At this point, the magnetic force from the magnet 24 is still within the range of the reed switch 22 and maintains its position (open or closed as desired).
If the liquid level drops still further to a lower predetermined height, i.e. below the flange 25, the lower float 20 falls thereby allowing the sleeve 21 and thus the upper float 19 to fall. The magnet 24 in the float 19 thus activates the lower reed switch 23 to open or close another electric circuit as desired.
The lower stop 26 on the tube 18 is positioned so that the lower float 20 can be arrested in its fall at a predetermined height, at which height both reed switches are still within the magnetic power of the magnet 24 in the float 19 and both activated to the closed, or open, or one closed and one open, position, as may be desired.
The sleeve 21 around the tube 18 is held centralized by flanges 28 on the tube 18.
The embodiment described with reference to FIG. 3 is especially suitable for use as an air bleeding device in the fuel supply system of a fuel injection engine. The container 15 is therefore provided with an air bleed valve 29 (shown diagrammatically) on its top wall, and a valve control member 30. The latter consists of a cap which can rest on the upper end of the tube 18 when the float 19 has lowered and the valve 29 is open, and is pushed upwards by the float 19, when the latter rises, to effect closing of the valve 29. For this purpose, the cap 30 has a spigot 31 for engaging the movable member of the valve.
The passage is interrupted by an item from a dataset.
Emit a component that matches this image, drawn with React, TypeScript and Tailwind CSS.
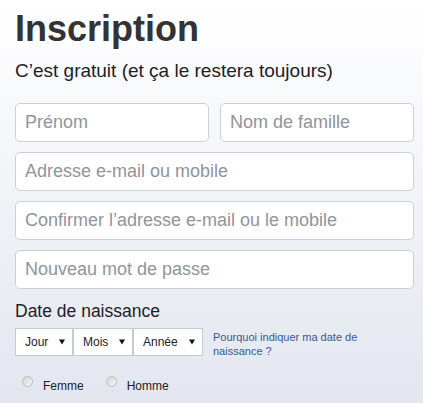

When used as an air bleeding device the reed switch 22 is connected into the circuit of an electrical warning device, and the reed switch 23 is connected into a circuit controlling the fuel withdrawal pump. The air bleeding device operates in a manner generally similar to the air bleeding device disclosed in U.S. Pat. No. 4,079,743, the present switch device replacing in that Patent the pivotal float, the follower member, and the lower outlet valve and its associated parts.
In a modification of the FIG. 3 embodiment, the flanges 25 and 26 on the tube 18 may be replaced by baffle plates which act as stops and extend across the container 15 and have a number of through-apertures.